Data tokenization - Amazon Redshift

Data tokenization

Tokenization is the process of replacing actual values with opaque values for data security purposes. Security-sensitive applications use tokenization to replace sensitive data such as personally identifiable information (PII) or protected health information (PHI) with tokens to reduce the security risks. Detokenization reverses tokens with actual values for authorized users with appropriate security policies.

For integration with third-party tokenization services, you can use Amazon Redshift user-defined functions (UDFs) that you create using AWS Lambda. For more information, see Lambda user-defined functions in the Amazon Redshift Database Developer Guide. For example, see Protegrity.

Amazon Redshift sends tokenization requests to a tokenization server accessed through a REST API or predefined endpoint. Two or more complimentary Lambda functions process the tokenization and detokenization requests. For this processing, you can use Lambda functions provided by a third-party tokenization provider. You can also use Lambda functions that you register as Lambda UDFs in Amazon Redshift.
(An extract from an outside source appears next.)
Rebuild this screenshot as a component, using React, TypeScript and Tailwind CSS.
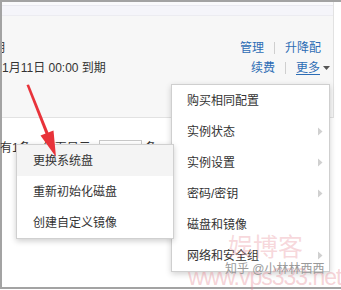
import React from "react";

const font = { fontFamily: '"Liberation Sans","Noto Sans CJK SC",sans-serif' };

function Caret({ className }: { className: string }) {
  return (
    <svg width="6" height="9" viewBox="0 0 6 9" className={className}>
      <path d="M1 0.5 L5.5 4.5 L1 8.5 Z" fill="#d0d0d0" />
    </svg>
  );
}

const rightItems: { label: string; sub?: boolean }[] = [
  { label: "购买相同配置" },
  { label: "实例状态", sub: true },
  { label: "实例设置", sub: true },
  { label: "密码/密钥", sub: true },
  { label: "磁盘和镜像" },
  { label: "网络和安全组", sub: true },
];

const leftItems = ["更换系统盘", "重新初始化磁盘", "创建自定义镜像"];

export default function App() {
  return (
    <div className="relative w-[341px] h-[290px] overflow-hidden bg-white text-[12px] text-[#333]" style={font}>
      {/* === Frame === */}
      <div className="h-[289px] border-t-2 border-l-2 border-b-2 border-[#a3a3a3]">
        {/* === Top panel === */}
        <div className="w-[332px] h-[116px] overflow-hidden bg-[#f7f7f7] border-r border-b border-[#e2e2e2]">
          <div className="h-[4px] bg-[#fafafc] border-b border-[#e9e9f0]" />
          <div className="h-[10px] bg-[#f5f5fa] border-b border-[#ececf1]" />
          <div className="flex justify-between pt-[22px]">
            <div className="leading-[20px]">
              <div className="-ml-[21px] whitespace-nowrap">到期</div>
              <div className="whitespace-nowrap">1月11日 00:00 到期</div>
            </div>
            <div className="flex flex-col items-end leading-[20px] pr-[3px] text-[#2d6db5]">
              <div className="flex items-center mr-[9px]">
                <span>管理</span>
                <span className="mx-[10px] h-[12px] w-px bg-[#cfcfcf]" />
                <span>升降配</span>
              </div>
              <div className="flex items-center">
                <span>续费</span>
                <span className="mx-[10px] h-[12px] w-px bg-[#cfcfcf]" />
                <span className="underline underline-offset-2">更多</span>
                <svg width="7" height="4" viewBox="0 0 7 4" className="ml-[3px]">
                  <path d="M0 0 H7 L3.5 4 Z" fill="#555" />
                </svg>
              </div>
            </div>
          </div>
        </div>

        {/* === Pager row === */}
        <div className="flex items-start pt-[22px] whitespace-nowrap leading-[16px]">
          <span className="-ml-[2px]">有1条，每页显示</span>
          <div className="ml-[8px] w-[43px] h-[24px] border border-[#c8c8c8] bg-white px-[8px] leading-[22px]">20</div>
          <span className="ml-[3px]">条</span>
        </div>
      </div>

      {/* === Right dropdown === */}
      <div className="absolute left-[171px] top-[84px] w-[159px] bg-white border border-[#cfcfcf] shadow-[0_2px_6px_rgba(0,0,0,0.18)]">
        {rightItems.map((it) => (
          <div key={it.label} className="relative flex items-center h-[31px] pl-[15px]">
            <span>{it.label}</span>
            {it.sub && <Caret className="absolute right-[6px] top-[11px]" />}
          </div>
        ))}
      </div>

      {/* === Left submenu === */}
      <div className="absolute left-[16px] top-[144px] w-[158px] bg-white border border-[#d0d0d0] shadow-[0_2px_6px_rgba(0,0,0,0.2)]">
        {leftItems.map((t, i) => (
          <div key={t} className={`flex items-center h-[31px] pl-[16px] ${i === 0 ? "bg-[#f4f4f4]" : ""}`}>
            {t}
          </div>
        ))}
      </div>

      {/* === Watermark === */}
      <div className="absolute left-[228px] top-[232px] text-[25px] leading-[30px] text-[#e88f9a]/35 pointer-events-none">娱博客</div>
      <div
        className="absolute left-[188px] top-[263px] text-[23px] leading-[28px] tracking-[-1px] text-[#e88f9a]/40 pointer-events-none"
        style={{ fontFamily: '"Liberation Sans",sans-serif' }}
      >
        www.vps333.net
      </div>
      <div className="absolute left-[225px] top-[261px] text-[12px] leading-[16px] text-[#9a9a9a] pointer-events-none">知乎 @小林林西西</div>

      {/* === Red arrow === */}
      <svg width="80" height="170" viewBox="0 0 80 170" className="absolute left-0 top-0 pointer-events-none">
        <path d="M26.5 85 L29 84.5 L49 134 L46 135 Z" fill="#e8333a" />
        <path d="M56 157 L40.5 135.5 L53.5 130.5 Z" fill="#e8333a" />
      </svg>
    </div>
  );
}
For example, suppose that a query is submitted that invokes a tokenization or detokenization UDF on a column. The Amazon Redshift cluster spools the applicable rows of arguments and sends those rows in batches to the Lambda function in parallel. The data transfers between the Amazon Redshift compute nodes and Lambda in a separate, isolated network connection that's not accessible to clients. The Lambda function passes the data to the tokenization server endpoint. The tokenization server tokenizes or detokenizes the data as necessary and returns it. The Lambda functions then transmit the results to the Amazon Redshift cluster for further processing, if necessary, and then return the query results.